L’architecte Thomas Andrews ne sait plus quoi faire pour pousser les femmes terrifiées à monter dans les canots. On raconte que l'orchestre, affublé de gilets de sauvetage, aurait joué un chant religieux « Plus près de toi mon Dieu ».
Le milliardaire Benjamin Guggenheim, l'un des passagers de première classe, a décidé de mourir en gentleman, il fume des cigares en grande tenue dans les salons. La femme de chambre polyglotte, Violet Jessop, est invitée à quitter son poste pour embarquer sur le canot 16 et aider les passagers à bord.

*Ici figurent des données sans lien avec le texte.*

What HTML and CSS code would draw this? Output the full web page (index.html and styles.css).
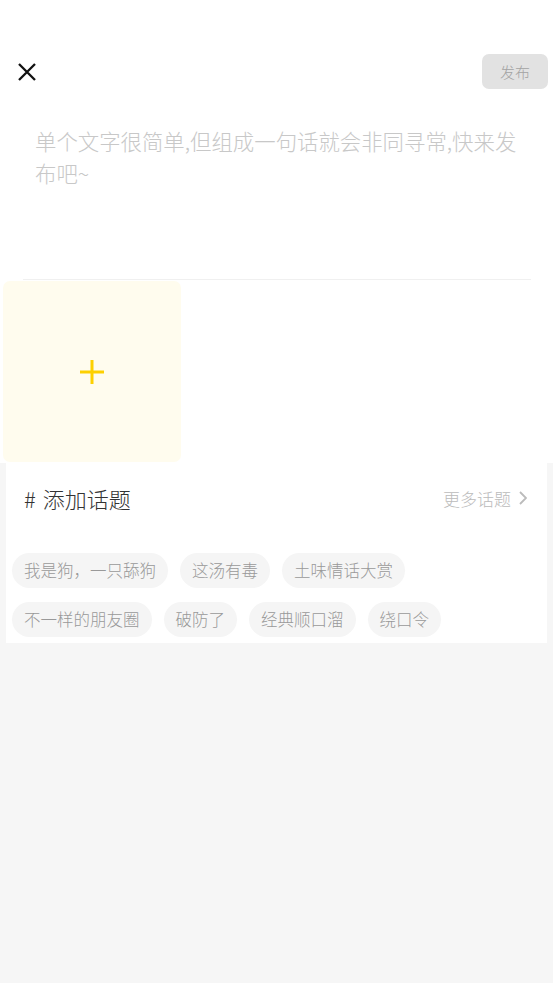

On lui confie un bébé dont elle devra retrouver la mère dès que possible.
Au poste de radio, Jack Phillips et Harold Bride continuent leurs appels de détresse. Le Carpatia, le navire le plus proche du Titanic, sera là dans quatre heures alors que le bateau ne tiendra pas plus de vingt minutes.
À bâbord, le deuxième lieutenant Charles Lightoller continue à faire embarquer des femmes sur le canot numéro 4. Le milliardaire John Jacob Astor demande s'il peut accompagner sa très jeune épouse Madeleine : elle est enceinte. Le marin est inflexible. Malgré son interdiction, des soutiers désespérés se laissent glisser le long des amarres quelques secondes avant la mise à l'eau.
Il est 1h50 du matin, il ne reste plus que quatre canots pliables arrimés au-dessus du quartier des officiers pour quitter le Titanic. L’eau est déjà en train de s'engouffrer dans les salons de première classe du pont B. Bruce Ismay, le président de la White Star Line, regarde l’eau noire avaler son paquebot. Le gaillard d'avant a déjà disparu sous les flots glacés. Des hommes viennent de déplier le radeau C, un groupe de femmes et d'enfants embarquent. Le cœur de Bruce Ismay cogne dans sa poitrine. Il a fait tout ce qu'il a pu pour aider à évacuer le Titanic, il se laisse une seconde pour faire son choix : mourir avec lui ou grimper dans le radeau C. Périr avec honneur ou vivre en lâche.